Members of the airplane group and township officials say the noise is no worse than that made by automobile traffic or lawn mowers.

``What’s noise to one person isn’t necessarily noise to another,″ said township Supervisor Bill Bolton, one of several board members who observed a flight demonstration by group members at the field last fall. ``We didn’t feel it was so terrible.″

Controversy over model planes isn’t unique to this community. The U.S. Fish and Wildlife Service this year banned them from the Shawangunk Grasslands National Wildlife Refuge in New York, saying they could be disruptive to migratory birds and visitors.

In Palm Beach County, Fla., complaints about noise and possible safety hazards have prompted officials to look for sites where the planes can be flown over agricultural land, spokesman Chuck Suits said.

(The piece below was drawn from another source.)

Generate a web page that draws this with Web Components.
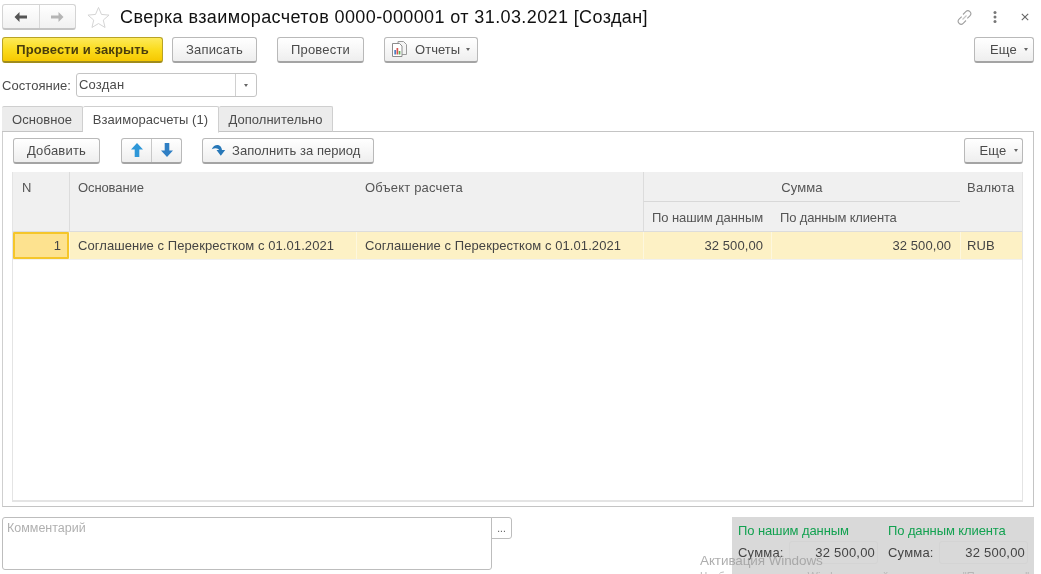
<!DOCTYPE html>
<html lang="ru">
<head>
<meta charset="utf-8">
<title>Сверка взаиморасчетов</title>
<style>
  html, body { margin: 0; height: 100%; background: #fff; overflow: hidden; }
  body { font: 13px "Liberation Sans", Arial, sans-serif; color: #4b4b4b; }
</style>
</head>
<body>
<recon-form></recon-form>

<script>
class UiButton extends HTMLElement {
  constructor() {
    super();
    this.shadowDOM = this.attachShadow({mode: "open"});
    this.shadowDOM.innerHTML = `
      <style>
        :host {
          display: inline-flex;
          align-items: center;
          justify-content: center;
          gap: 7px;
          box-sizing: border-box;
          height: 26px;
          padding: 0 0 1px;
          border: 1px solid #b9b9b9;
          border-bottom: 2px solid #a4a4a4;
          border-radius: 3px;
          background: linear-gradient(#ffffff, #f6f6f6 55%, #eeeeee);
          color: #4b4b4b;
          font-size: 13px;
          letter-spacing: .2px;
          white-space: nowrap;
        }
        :host([primary]) {
          border-color: #b8a326;
          border-bottom-color: #a08c1c;
          background: linear-gradient(#fdea5a, #fbdc1e 50%, #f6c800);
          color: #4a3d0c;
          font-weight: bold;
          letter-spacing: .13px;
        }
        .caret { display: none; width: 0; height: 0; border: 2.5px solid transparent; border-top: 3px solid #666; border-bottom: 0; }
        :host([menu]) .caret { display: block; }
      </style>
      <slot name="icon"></slot><slot></slot><span class="caret"></span>`;
  }
}
customElements.define("ui-button", UiButton);

class DocHeader extends HTMLElement {
  constructor() {
    super();
    this.shadowDOM = this.attachShadow({mode: "open"});
    this.shadowDOM.innerHTML = `
      <style>
        :host { display: flex; align-items: center; height: 26px; padding: 4px 0 0 2px; }
        .nav {
          display: flex; box-sizing: border-box; width: 74px; height: 26px;
          border: 1px solid #d4d4d4; border-bottom: 2px solid #c4c4c4; border-radius: 3px;
          background: linear-gradient(#fff, #f1f1f1);
        }
        .nav span { flex: 1; display: flex; align-items: center; justify-content: center; }
        .nav span + span { border-left: 1px solid #d8d8d8; }
        .star { margin: 0 10px 0 11px; }
        h1 {
          flex: 1; margin: 0; color: #111; font-size: 18px; font-weight: normal;
          letter-spacing: .39px; white-space: nowrap;
        }
        .tools { display: flex; align-items: center; padding-right: 12px; }
        .tools svg { display: block; }
      </style>
      <div class="nav">
        <span><svg width="15" height="12" viewBox="0 0 15 12"><path d="M6.500 1 1.500 6l5 5V7.500H14v-3H6.500z" fill="#555"/></svg></span>
        <span><svg width="15" height="12" viewBox="0 0 15 12"><path d="M8.500 1l5 5-5 5V7.500H1v-3h7.500z" fill="#b5b5b5"/></svg></span>
      </div>
      <svg class="star" width="23" height="23" viewBox="0 0 24 24"><path d="M12 1.500l3.100 7.300 7.900.7-6 5.200 1.800 7.700L12 18.300l-6.800 4.100L7 14.700 1 9.500l7.900-.7z" fill="#fff" stroke="#d2d2d2"/></svg>
      <h1><slot></slot></h1>
      <div class="tools">
        <svg width="17" height="17" viewBox="0 0 17 17" fill="none" stroke="#a0a0a0" stroke-width="1.100"><path d="M7 5.500 9.800 2.700a2.900 2.900 0 0 1 4.100 0 2.900 2.900 0 0 1 0 4.100L11.300 9.400"/><path d="M10 11.500 7.200 14.300a2.900 2.900 0 0 1-4.100 0 2.900 2.900 0 0 1 0-4.100L5.700 7.600"/><path d="M6.500 10.500l4-4" stroke="#c4c4c4"/></svg>
        <svg style="margin-left:20px" width="4" height="14" viewBox="0 0 4 14" fill="#777"><circle cx="2" cy="2.500" r="1.500"/><circle cx="2" cy="7" r="1.500"/><circle cx="2" cy="11.500" r="1.500"/></svg>
        <svg style="margin-left:24px" width="8" height="8" viewBox="0 0 8 8" stroke="#666" stroke-width="1.100"><path d="M.8.8l6.400 6.400M7.200.8.800 7.200"/></svg>
      </div>`;
  }
}
customElements.define("doc-header", DocHeader);

class StateField extends HTMLElement {
  constructor() {
    super();
    this.shadowDOM = this.attachShadow({mode: "open"});
    this.shadowDOM.innerHTML = `
      <style>
        :host { display: flex; align-items: center; height: 24px; padding-left: 2px; letter-spacing: .05px; }
        .label { width: 74px; }
        .field {
          display: flex; box-sizing: border-box; width: 181px; height: 24px;
          border: 1px solid #c4c4c4; border-radius: 3px; background: #fff;
        }
        .value { flex: 1; padding-left: 2px; line-height: 22px; letter-spacing: .2px; }
        .drop { width: 20px; border-left: 1px solid #d0d0d0; display: flex; align-items: center; justify-content: center; }
        .drop i { width: 0; height: 0; border: 2.5px solid transparent; border-top: 3px solid #666; border-bottom: 0; }
      </style>
      <span class="label">${this.getAttribute("label")}</span>
      <div class="field"><span class="value"><slot></slot></span><span class="drop"><i></i></span></div>`;
  }
}
customElements.define("state-field", StateField);

class TabBar extends HTMLElement {
  constructor() {
    super();
    this.shadowDOM = this.attachShadow({mode: "open"});
    let tabs = JSON.parse(this.getAttribute("tabs"));
    let active = Number(this.getAttribute("active"));
    let isi = "";
    tabs.forEach((t, i) => {
      isi += `<span class="tab${i == active ? " on" : ""}" style="width:${t.w}px">${t.text}</span>`;
    });
    this.shadowDOM.innerHTML = `
      <style>
        :host { display: flex; height: 26px; padding-left: 2px; letter-spacing: .05px; position: relative; z-index: 1; }
        .tab {
          box-sizing: border-box; height: 26px; line-height: 25px; text-align: center;
          border: 1px solid #cfcfcf; border-left: 0; border-bottom: 1px solid #c4c4c4;
          background: #ececec; border-radius: 2px 2px 0 0; white-space: nowrap;
        }
        .tab:first-child { border-left: 1px solid #cfcfcf; padding-left: 1px; }
        .tab.on { background: #fff; border-bottom-color: #fff; height: 27px; }
      </style>
      ${isi}`;
  }
}
customElements.define("tab-bar", TabBar);

class DataGrid extends HTMLElement {
  constructor() {
    super();
    this.shadowDOM = this.attachShadow({mode: "open"});
    this.shadowDOM.innerHTML = `
      <style>
        :host {
          display: block; box-sizing: border-box; height: 330px; margin: 8px 0 0 -1px;
          border: 1px solid #e4e4e4; border-bottom: 2px solid #e4e4e4; border-top: 0;
          background: #fff; letter-spacing: .07px;
        }
        .grid {
          display: grid;
          grid-template-columns: 56px 287px 287px 128px 189px 1fr;
          grid-template-rows: 30px 29px 1px 27px 1px;
        }
        .h { background: #f0f0f0; padding: 8px 0 0 8px; white-space: nowrap; color: #555; }
        .span2 { grid-row: span 2; }
        .bl { border-left: 1px solid #dcdcdc; }
        .sum { grid-column: span 2; text-align: center; border-bottom: 1px solid #d8d8d8; padding-left: 0; letter-spacing: .1px; }
        .line { grid-column: 1 / -1; background: #dcdcdc; }
        .c {
          background: #fdf1c5; line-height: 28px; padding: 0 8px; white-space: nowrap; color: #444;
          border-left: 1px solid #fdf7de; overflow: hidden;
        }
        .c.first {
          box-sizing: border-box; border: 2px solid #f5c62a; background: #fde28f;
          line-height: 24px; text-align: right; padding: 0 6px; border-radius: 1px;
        }
        .r { text-align: right; }
      </style>
      <div class="grid">
        <div class="h span2" style="padding-left:9px">N</div>
        <div class="h span2 bl" style="letter-spacing:-.1px">Основание</div>
        <div class="h span2" style="padding-left:9px;letter-spacing:.18px">Объект расчета</div>
        <div class="h sum bl">Сумма</div>
        <div class="h span2" style="padding-left:7px;letter-spacing:.25px">Валюта</div>
        <div class="h bl" style="letter-spacing:-.08px">По нашим данным</div>
        <div class="h" style="padding-left:9px;letter-spacing:-.16px">По данным клиента</div>
        <div class="line"></div>
        <div class="c first">1</div>
        <div class="c">Соглашение с Перекрестком с 01.01.2021</div>
        <div class="c">Соглашение с Перекрестком с 01.01.2021</div>
        <div class="c r">32 500,00</div>
        <div class="c r" style="padding-right:9px">32 500,00</div>
        <div class="c" style="padding-left:6px">RUB</div>
        <div class="line" style="background:#f0f0f0"></div>
      </div>`;
  }
}
customElements.define("data-grid", DataGrid);

class CommentBox extends HTMLElement {
  constructor() {
    super();
    this.shadowDOM = this.attachShadow({mode: "open"});
    this.shadowDOM.innerHTML = `
      <style>
        :host { display: flex; align-items: flex-start; width: 510px; }
        .area {
          box-sizing: border-box; width: 490px; height: 53px; padding: 3px 4px;
          border: 1px solid #bdbdbd; border-radius: 3px 0 3px 3px; color: #b0b0b0; font-size: 12.5px;
        }
        .more {
          box-sizing: border-box; width: 21px; height: 22px; margin-left: -1px; text-align: center;
          border: 1px solid #bdbdbd; border-radius: 0 3px 3px 0; color: #555; line-height: 21px; font-size: 10px;
        }
      </style>
      <div class="area"><slot></slot></div>
      <div class="more">...</div>`;
  }
}
customElements.define("comment-box", CommentBox);

class TotalsPanel extends HTMLElement {
  constructor() {
    super();
    this.shadowDOM = this.attachShadow({mode: "open"});
    this.shadowDOM.innerHTML = `
      <style>
        :host {
          display: grid; grid-template-columns: 140px 140px; column-gap: 10px; align-content: start; box-sizing: border-box;
          width: 302px; height: 57px; padding: 6px 0 0 6px; background: #d9d9d9; letter-spacing: .2px; color: #444;
        }
        .t { color: #12a150; line-height: 16px; margin-bottom: 2px; white-space: nowrap; letter-spacing: -.1px; }
        .row { display: flex; align-items: center; height: 23px; white-space: nowrap; }
        .v {
          flex: 1; box-sizing: border-box; height: 23px; line-height: 22px; margin-left: 5px; text-align: right; padding-right: 2px;
          border: 1px solid #d4d4d4; border-radius: 3px;
        }
      </style>
      <div class="t">По нашим данным</div>
      <div class="t">По данным клиента</div>
      <div class="row">Сумма:<span class="v">32 500,00</span></div>
      <div class="row">Сумма:<span class="v">32 500,00</span></div>`;
  }
}
customElements.define("totals-panel", TotalsPanel);

class ReconForm extends HTMLElement {
  constructor() {
    super();
    this.shadowDOM = this.attachShadow({mode: "open"});
    this.shadowDOM.innerHTML = `
      <style>
        :host { display: block; position: relative; width: 1041px; height: 574px; overflow: hidden; filter: blur(.3px); }
        .bar { display: flex; align-items: flex-start; }
        .main { margin-top: 7px; padding-left: 2px; padding-right: 7px; }
        .state { margin-top: 10px; }
        .tabs { margin-top: 9px; }
        .panel {
          box-sizing: border-box; height: 376px; margin: -1px 7px 0 2px; padding: 6px 10px 0;
          border: 1px solid #c4c4c4; border-left-color: #cfcfcf;
        }
        .spacer { flex: 1; }
        .pair { display: flex; box-sizing: border-box; width: 61px; height: 26px;
          border: 1px solid #b9b9b9; border-bottom: 2px solid #a4a4a4; border-radius: 3px;
          background: linear-gradient(#fff, #f6f6f6 55%, #eee); }
        .pair span { flex: 1; display: flex; align-items: center; justify-content: center; padding-bottom: 1px; }
        .pair span + span { border-left: 1px solid #c8c8c8; }
        .bottom { display: flex; justify-content: space-between; align-items: flex-start; margin: 10px 7px 0 2px; }
        .mark { position: absolute; left: 700px; top: 552px; color: #a0a0a0; font-size: 13.5px; letter-spacing: -.1px; line-height: 17px; white-space: nowrap; pointer-events: none; opacity: .85; }
        .mark small { display: block; font-size: 11px; line-height: 14px; color: #b0b0b0; letter-spacing: 0; }
      </style>

      <doc-header>Сверка взаиморасчетов 0000-000001 от 31.03.2021 [Создан]</doc-header>

      <div class="bar main">
        <ui-button primary style="width:161px">Провести и закрыть</ui-button>
        <ui-button style="width:85px;margin-left:9px">Записать</ui-button>
        <ui-button style="width:87px;margin-left:20px">Провести</ui-button>
        <ui-button menu style="width:94px;margin-left:20px;justify-content:flex-start;padding-left:6px;gap:6px;letter-spacing:.05px">
          <svg slot="icon" width="18" height="18" viewBox="0 0 18 18"><path d="M7 1.500h5.500l3 3v10H7z" fill="#f4f4f4" stroke="#9a9a9a"/><path d="M1.500 3.500h7l2.500 2.500v10.500H1.500z" fill="#fff" stroke="#8c8c8c"/><path d="M3.300 10h1.700v4.500H3.300z" fill="#4f7fc0"/><path d="M5.500 8h1.700v6.500H5.500z" fill="#d9534f"/><path d="M7.700 11h1.700v3.500H7.700z" fill="#5cae55"/></svg>
          Отчеты
        </ui-button>
        <span class="spacer"></span>
        <ui-button menu style="width:60px;padding-left:10px">Еще</ui-button>
      </div>

      <state-field class="state" label="Состояние:">Создан</state-field>

      <tab-bar class="tabs" active="1" tabs='[{"text":"Основное","w":81},{"text":"Взаиморасчеты (1)","w":136},{"text":"Дополнительно","w":114}]'></tab-bar>

      <div class="panel">
        <div class="bar">
          <ui-button style="width:87px">Добавить</ui-button>
          <div class="pair" style="margin-left:21px">
            <span><svg width="14" height="16" viewBox="0 0 14 16"><path d="M7 1l6 6.500H9.300V15H4.700V7.500H1z" fill="#2e97d8"/></svg></span>
            <span><svg width="14" height="16" viewBox="0 0 14 16"><path d="M7 15l6-6.500H9.300V1H4.700v7.500H1z" fill="#2f7fc4"/></svg></span>
          </div>
          <ui-button style="width:172px;margin-left:20px;justify-content:flex-start;padding-left:8px;gap:5px;letter-spacing:.05px">
            <svg slot="icon" width="16" height="14" viewBox="0 0 16 14"><path d="M.8 6.200C2.500 1.600 7.500.6 9.800 3.800c.6.900 1 1.900 1.200 3.200h3.200L9.800 12.800 5.500 7H8C7.200 5 4.200 4.400.8 6.200z" fill="#2878b8"/></svg>
            Заполнить за период
          </ui-button>
          <span class="spacer"></span>
          <ui-button menu style="width:59px;padding-left:10px">Еще</ui-button>
        </div>
        <data-grid></data-grid>
      </div>

      <div class="bottom">
        <comment-box>Комментарий</comment-box>
        <totals-panel></totals-panel>
      </div>

      <div class="mark">Активация Windows<small>Чтобы активировать Windows, перейдите в раздел "Параметры".</small></div>`;
  }
}
customElements.define("recon-form", ReconForm);
</script>
</body>
</html>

For years, the Traverse Area pilots group flew the planes _ controlled by a hand-held radio transmitter _ over a field south of Traverse City. But when the field was sold, members sought a new location.

The group leased a 120-acre parcel in Empire Township in spring 2001. Township officials say they received complaints after the nearly 40-member group held its annual air show, which drew a big crowd.

The township board ordered the group to stop its flights but later amended the zoning ordinance to allow them under certain conditions: The parcel from which they are launched must be at least 100 acres, an area big enough to contain 75 football fields. No more than two planes can be in the air at one time, and the noise level at the edge of the land parcel can be no louder than 65 decibels. A chain saw emits 110 decibels and a lawn mower 100 decibels, officials said. The planes will fly no more than four days a week, never on Sunday.

``We honestly feel we can address the noise issue so we will not disturb the neighbors,″ said Mark Hamlyn, president of the model pilots society. Most of the critics do not know what a radio-controlled model plane sounds like and have exaggerated fears, he said.

Opponents like Sue Putman, who lives a short distance from the field, said the noise was so bad last year that she could hardly stand to be in her yard.

``I was outside trying to hang up clothes and it was so irritating I had to come in and throw them in the dryer,″ she said. ``It even drowned out the TV.″

Amending the zoning ordinance to accommodate the planes could obligate the township to make concessions to other groups, opponents argued.

``If the next group is the Hell’s Angels wanting to put in a race track ... I don’t see how they’d stop it,″ Cyr said.

The question on Tuesday’s ballot was whether to retain the zoning ordinance amendment approved by the township board. Now that the change has been upheld, the model pilots society still must prove it can meet the ordinance requirements before getting a permit to fly its planes.

Hamlyn said he was confident the group would qualify.